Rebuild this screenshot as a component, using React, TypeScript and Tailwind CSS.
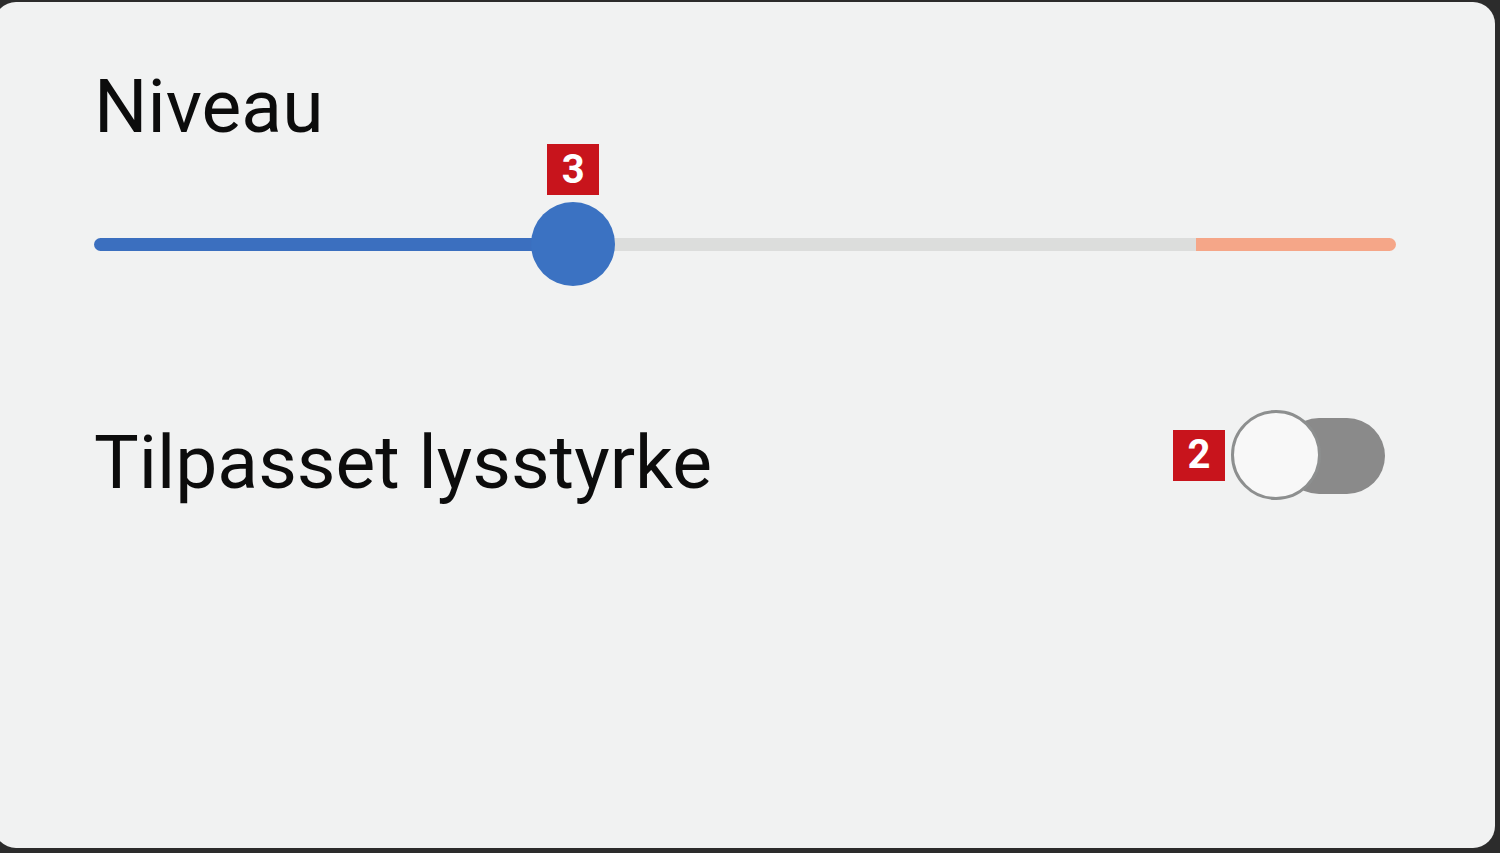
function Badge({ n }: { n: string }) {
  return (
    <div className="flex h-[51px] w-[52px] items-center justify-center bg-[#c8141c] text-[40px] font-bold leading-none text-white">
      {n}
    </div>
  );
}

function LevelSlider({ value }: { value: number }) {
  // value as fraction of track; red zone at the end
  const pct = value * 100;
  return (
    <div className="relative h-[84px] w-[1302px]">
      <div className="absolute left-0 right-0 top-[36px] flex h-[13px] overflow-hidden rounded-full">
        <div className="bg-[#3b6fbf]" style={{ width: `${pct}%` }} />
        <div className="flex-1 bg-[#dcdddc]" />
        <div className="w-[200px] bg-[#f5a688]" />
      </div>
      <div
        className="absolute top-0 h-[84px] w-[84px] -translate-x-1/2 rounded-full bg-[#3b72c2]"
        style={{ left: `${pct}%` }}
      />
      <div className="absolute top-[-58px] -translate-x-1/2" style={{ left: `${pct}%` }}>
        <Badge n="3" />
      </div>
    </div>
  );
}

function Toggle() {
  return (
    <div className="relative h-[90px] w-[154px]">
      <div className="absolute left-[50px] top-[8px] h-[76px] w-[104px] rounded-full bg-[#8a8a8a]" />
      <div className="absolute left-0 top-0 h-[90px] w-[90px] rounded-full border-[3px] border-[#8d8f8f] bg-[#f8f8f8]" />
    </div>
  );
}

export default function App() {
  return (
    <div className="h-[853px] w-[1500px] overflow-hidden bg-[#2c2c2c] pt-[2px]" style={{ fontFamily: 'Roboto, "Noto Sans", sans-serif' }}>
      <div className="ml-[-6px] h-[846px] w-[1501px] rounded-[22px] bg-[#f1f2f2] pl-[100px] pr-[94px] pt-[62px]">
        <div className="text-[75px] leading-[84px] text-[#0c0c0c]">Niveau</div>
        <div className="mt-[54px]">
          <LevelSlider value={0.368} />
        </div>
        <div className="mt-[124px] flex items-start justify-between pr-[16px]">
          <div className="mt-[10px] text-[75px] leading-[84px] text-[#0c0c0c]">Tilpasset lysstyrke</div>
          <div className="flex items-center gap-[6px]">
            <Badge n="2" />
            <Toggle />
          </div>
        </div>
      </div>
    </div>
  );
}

..............................

▶ Requirements
Give the material again exactly as it is, but keep the pictures out.

▶ Response to this task
Rebuild this screenshot as a component, using React, TypeScript and Tailwind CSS.
function Badge({ n }: { n: string }) {
  return (
    <div className="flex h-[51px] w-[52px] items-center justify-center bg-[#c8141c] text-[40px] font-bold leading-none text-white">
      {n}
    </div>
  );
}

function LevelSlider({ value }: { value: number }) {
  // value as fraction of track; red zone at the end
  const pct = value * 100;
  return (
    <div className="relative h-[84px] w-[1302px]">
      <div className="absolute left-0 right-0 top-[36px] flex h-[13px] overflow-hidden rounded-full">
        <div className="bg-[#3b6fbf]" style={{ width: `${pct}%` }} />
        <div className="flex-1 bg-[#dcdddc]" />
        <div className="w-[200px] bg-[#f5a688]" />
      </div>
      <div
        className="absolute top-0 h-[84px] w-[84px] -translate-x-1/2 rounded-full bg-[#3b72c2]"
        style={{ left: `${pct}%` }}
      />
      <div className="absolute top-[-58px] -translate-x-1/2" style={{ left: `${pct}%` }}>
        <Badge n="3" />
      </div>
    </div>
  );
}

function Toggle() {
  return (
    <div className="relative h-[90px] w-[154px]">
      <div className="absolute left-[50px] top-[8px] h-[76px] w-[104px] rounded-full bg-[#8a8a8a]" />
      <div className="absolute left-0 top-0 h-[90px] w-[90px] rounded-full border-[3px] border-[#8d8f8f] bg-[#f8f8f8]" />
    </div>
  );
}

export default function App() {
  return (
    <div className="h-[853px] w-[1500px] overflow-hidden bg-[#2c2c2c] pt-[2px]" style={{ fontFamily: 'Roboto, "Noto Sans", sans-serif' }}>
      <div className="ml-[-6px] h-[846px] w-[1501px] rounded-[22px] bg-[#f1f2f2] pl-[100px] pr-[94px] pt-[62px]">
        <div className="text-[75px] leading-[84px] text-[#0c0c0c]">Niveau</div>
        <div className="mt-[54px]">
          <LevelSlider value={0.368} />
        </div>
        <div className="mt-[124px] flex items-start justify-between pr-[16px]">
          <div className="mt-[10px] text-[75px] leading-[84px] text-[#0c0c0c]">Tilpasset lysstyrke</div>
          <div className="flex items-center gap-[6px]">
            <Badge n="2" />
            <Toggle />
          </div>
        </div>
      </div>
    </div>
  );
}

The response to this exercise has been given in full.